• [WRITTEN TASK]:
Give all the lines below again, exactly, with no pictures.
—————
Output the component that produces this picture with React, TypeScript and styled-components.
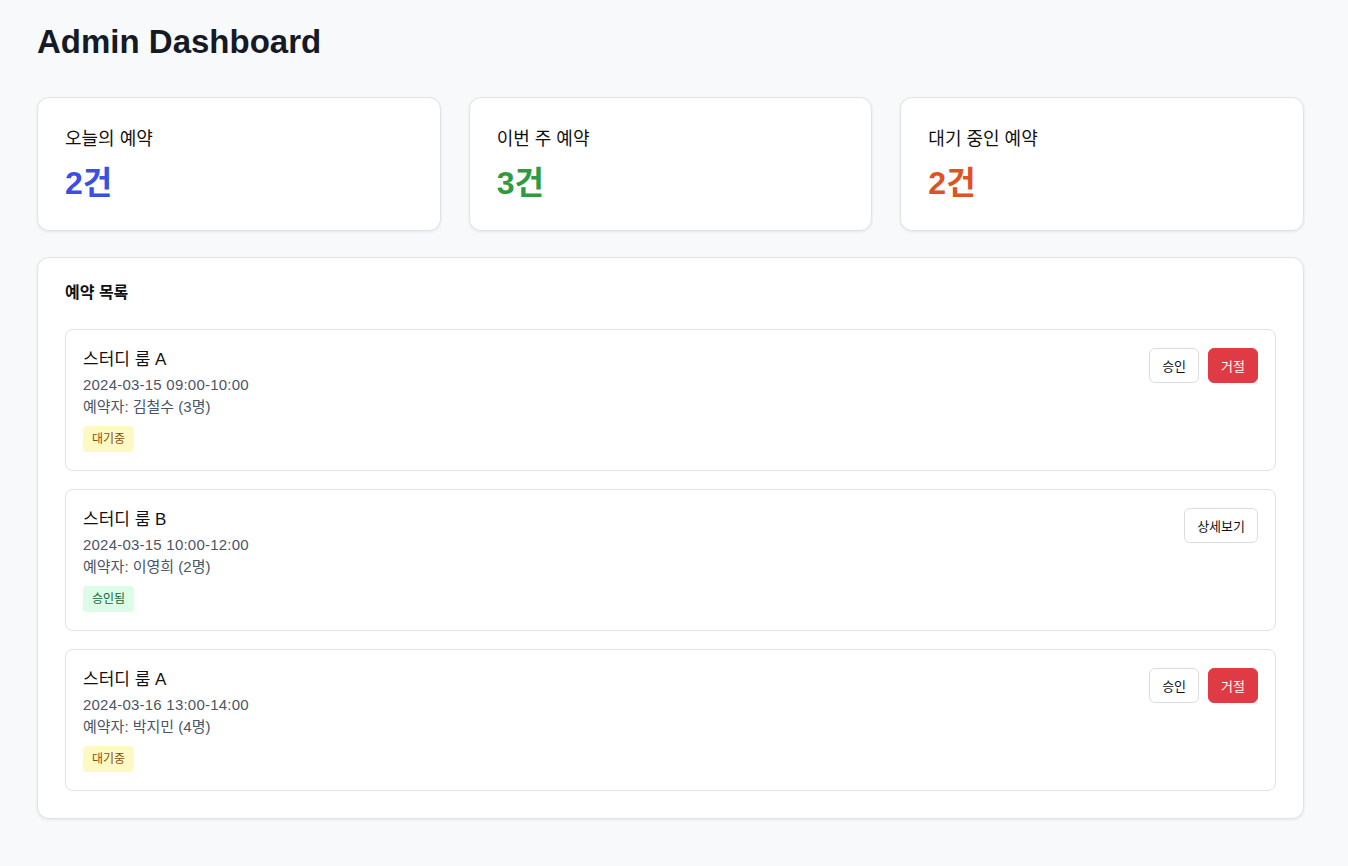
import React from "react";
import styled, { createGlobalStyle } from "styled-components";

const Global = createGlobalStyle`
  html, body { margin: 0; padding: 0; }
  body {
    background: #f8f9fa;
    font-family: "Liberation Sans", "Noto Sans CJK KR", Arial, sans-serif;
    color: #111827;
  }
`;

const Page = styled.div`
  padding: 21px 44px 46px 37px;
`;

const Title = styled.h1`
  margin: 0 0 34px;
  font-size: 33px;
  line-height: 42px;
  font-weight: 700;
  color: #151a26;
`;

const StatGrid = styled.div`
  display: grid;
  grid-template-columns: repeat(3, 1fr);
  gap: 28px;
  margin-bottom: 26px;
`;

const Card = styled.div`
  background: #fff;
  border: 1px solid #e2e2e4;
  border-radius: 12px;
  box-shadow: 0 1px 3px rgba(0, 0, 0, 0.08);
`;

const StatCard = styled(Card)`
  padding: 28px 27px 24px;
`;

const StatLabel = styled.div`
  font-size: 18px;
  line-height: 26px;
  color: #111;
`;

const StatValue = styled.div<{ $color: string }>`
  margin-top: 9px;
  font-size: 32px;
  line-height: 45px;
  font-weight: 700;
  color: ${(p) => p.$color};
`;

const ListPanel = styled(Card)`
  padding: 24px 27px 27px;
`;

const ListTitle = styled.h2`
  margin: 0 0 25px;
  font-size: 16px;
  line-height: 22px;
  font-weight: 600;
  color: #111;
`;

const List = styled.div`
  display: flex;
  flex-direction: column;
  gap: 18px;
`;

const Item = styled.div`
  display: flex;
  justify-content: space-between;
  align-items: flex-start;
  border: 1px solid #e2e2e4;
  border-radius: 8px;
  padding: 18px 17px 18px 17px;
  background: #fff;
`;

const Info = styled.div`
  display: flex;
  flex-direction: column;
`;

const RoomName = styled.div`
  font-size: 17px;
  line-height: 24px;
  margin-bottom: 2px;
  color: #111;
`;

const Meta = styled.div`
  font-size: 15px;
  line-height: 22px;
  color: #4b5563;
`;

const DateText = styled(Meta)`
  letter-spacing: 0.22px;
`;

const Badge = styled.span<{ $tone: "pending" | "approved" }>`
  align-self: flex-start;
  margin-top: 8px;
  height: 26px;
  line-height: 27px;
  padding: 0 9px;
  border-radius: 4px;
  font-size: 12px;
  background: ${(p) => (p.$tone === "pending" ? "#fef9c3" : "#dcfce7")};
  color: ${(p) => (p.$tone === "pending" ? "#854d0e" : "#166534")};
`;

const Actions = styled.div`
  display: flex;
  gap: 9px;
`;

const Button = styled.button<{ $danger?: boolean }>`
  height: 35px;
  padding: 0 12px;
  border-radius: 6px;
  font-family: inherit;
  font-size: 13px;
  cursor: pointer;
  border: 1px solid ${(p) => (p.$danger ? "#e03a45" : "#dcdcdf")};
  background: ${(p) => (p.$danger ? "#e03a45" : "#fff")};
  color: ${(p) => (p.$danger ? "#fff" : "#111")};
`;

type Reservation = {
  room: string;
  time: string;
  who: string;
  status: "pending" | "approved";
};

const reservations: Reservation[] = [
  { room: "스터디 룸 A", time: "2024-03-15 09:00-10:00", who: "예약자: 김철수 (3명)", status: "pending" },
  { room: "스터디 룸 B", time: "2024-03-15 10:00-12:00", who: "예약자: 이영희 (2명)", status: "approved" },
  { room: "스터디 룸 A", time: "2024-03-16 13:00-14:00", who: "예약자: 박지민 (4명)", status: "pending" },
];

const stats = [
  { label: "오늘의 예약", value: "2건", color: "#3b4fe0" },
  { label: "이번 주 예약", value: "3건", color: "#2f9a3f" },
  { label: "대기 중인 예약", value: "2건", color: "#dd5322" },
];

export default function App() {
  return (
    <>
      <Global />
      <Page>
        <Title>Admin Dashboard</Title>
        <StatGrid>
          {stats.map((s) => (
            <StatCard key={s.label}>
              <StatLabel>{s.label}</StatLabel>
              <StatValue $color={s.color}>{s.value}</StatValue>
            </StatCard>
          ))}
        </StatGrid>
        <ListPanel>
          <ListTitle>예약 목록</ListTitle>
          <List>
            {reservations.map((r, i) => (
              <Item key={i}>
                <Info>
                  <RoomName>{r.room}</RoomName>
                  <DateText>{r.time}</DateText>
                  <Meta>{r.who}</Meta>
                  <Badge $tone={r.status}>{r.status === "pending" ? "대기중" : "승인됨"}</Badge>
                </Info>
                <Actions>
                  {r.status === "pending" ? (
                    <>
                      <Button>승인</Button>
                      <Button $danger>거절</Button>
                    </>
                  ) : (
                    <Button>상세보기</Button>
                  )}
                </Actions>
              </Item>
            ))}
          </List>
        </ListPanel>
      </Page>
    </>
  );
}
—————
• [TASK ANSWER]:
Output the component that produces this picture with React, TypeScript and styled-components.
import React from "react";
import styled, { createGlobalStyle } from "styled-components";

const Global = createGlobalStyle`
  html, body { margin: 0; padding: 0; }
  body {
    background: #f8f9fa;
    font-family: "Liberation Sans", "Noto Sans CJK KR", Arial, sans-serif;
    color: #111827;
  }
`;

const Page = styled.div`
  padding: 21px 44px 46px 37px;
`;

const Title = styled.h1`
  margin: 0 0 34px;
  font-size: 33px;
  line-height: 42px;
  font-weight: 700;
  color: #151a26;
`;

const StatGrid = styled.div`
  display: grid;
  grid-template-columns: repeat(3, 1fr);
  gap: 28px;
  margin-bottom: 26px;
`;

const Card = styled.div`
  background: #fff;
  border: 1px solid #e2e2e4;
  border-radius: 12px;
  box-shadow: 0 1px 3px rgba(0, 0, 0, 0.08);
`;

const StatCard = styled(Card)`
  padding: 28px 27px 24px;
`;

const StatLabel = styled.div`
  font-size: 18px;
  line-height: 26px;
  color: #111;
`;

const StatValue = styled.div<{ $color: string }>`
  margin-top: 9px;
  font-size: 32px;
  line-height: 45px;
  font-weight: 700;
  color: ${(p) => p.$color};
`;

const ListPanel = styled(Card)`
  padding: 24px 27px 27px;
`;

const ListTitle = styled.h2`
  margin: 0 0 25px;
  font-size: 16px;
  line-height: 22px;
  font-weight: 600;
  color: #111;
`;

const List = styled.div`
  display: flex;
  flex-direction: column;
  gap: 18px;
`;

const Item = styled.div`
  display: flex;
  justify-content: space-between;
  align-items: flex-start;
  border: 1px solid #e2e2e4;
  border-radius: 8px;
  padding: 18px 17px 18px 17px;
  background: #fff;
`;

const Info = styled.div`
  display: flex;
  flex-direction: column;
`;

const RoomName = styled.div`
  font-size: 17px;
  line-height: 24px;
  margin-bottom: 2px;
  color: #111;
`;

const Meta = styled.div`
  font-size: 15px;
  line-height: 22px;
  color: #4b5563;
`;

const DateText = styled(Meta)`
  letter-spacing: 0.22px;
`;

const Badge = styled.span<{ $tone: "pending" | "approved" }>`
  align-self: flex-start;
  margin-top: 8px;
  height: 26px;
  line-height: 27px;
  padding: 0 9px;
  border-radius: 4px;
  font-size: 12px;
  background: ${(p) => (p.$tone === "pending" ? "#fef9c3" : "#dcfce7")};
  color: ${(p) => (p.$tone === "pending" ? "#854d0e" : "#166534")};
`;

const Actions = styled.div`
  display: flex;
  gap: 9px;
`;

const Button = styled.button<{ $danger?: boolean }>`
  height: 35px;
  padding: 0 12px;
  border-radius: 6px;
  font-family: inherit;
  font-size: 13px;
  cursor: pointer;
  border: 1px solid ${(p) => (p.$danger ? "#e03a45" : "#dcdcdf")};
  background: ${(p) => (p.$danger ? "#e03a45" : "#fff")};
  color: ${(p) => (p.$danger ? "#fff" : "#111")};
`;

type Reservation = {
  room: string;
  time: string;
  who: string;
  status: "pending" | "approved";
};

const reservations: Reservation[] = [
  { room: "스터디 룸 A", time: "2024-03-15 09:00-10:00", who: "예약자: 김철수 (3명)", status: "pending" },
  { room: "스터디 룸 B", time: "2024-03-15 10:00-12:00", who: "예약자: 이영희 (2명)", status: "approved" },
  { room: "스터디 룸 A", time: "2024-03-16 13:00-14:00", who: "예약자: 박지민 (4명)", status: "pending" },
];

const stats = [
  { label: "오늘의 예약", value: "2건", color: "#3b4fe0" },
  { label: "이번 주 예약", value: "3건", color: "#2f9a3f" },
  { label: "대기 중인 예약", value: "2건", color: "#dd5322" },
];

export default function App() {
  return (
    <>
      <Global />
      <Page>
        <Title>Admin Dashboard</Title>
        <StatGrid>
          {stats.map((s) => (
            <StatCard key={s.label}>
              <StatLabel>{s.label}</StatLabel>
              <StatValue $color={s.color}>{s.value}</StatValue>
            </StatCard>
          ))}
        </StatGrid>
        <ListPanel>
          <ListTitle>예약 목록</ListTitle>
          <List>
            {reservations.map((r, i) => (
              <Item key={i}>
                <Info>
                  <RoomName>{r.room}</RoomName>
                  <DateText>{r.time}</DateText>
                  <Meta>{r.who}</Meta>
                  <Badge $tone={r.status}>{r.status === "pending" ? "대기중" : "승인됨"}</Badge>
                </Info>
                <Actions>
                  {r.status === "pending" ? (
                    <>
                      <Button>승인</Button>
                      <Button $danger>거절</Button>
                    </>
                  ) : (
                    <Button>상세보기</Button>
                  )}
                </Actions>
              </Item>
            ))}
          </List>
        </ListPanel>
      </Page>
    </>
  );
}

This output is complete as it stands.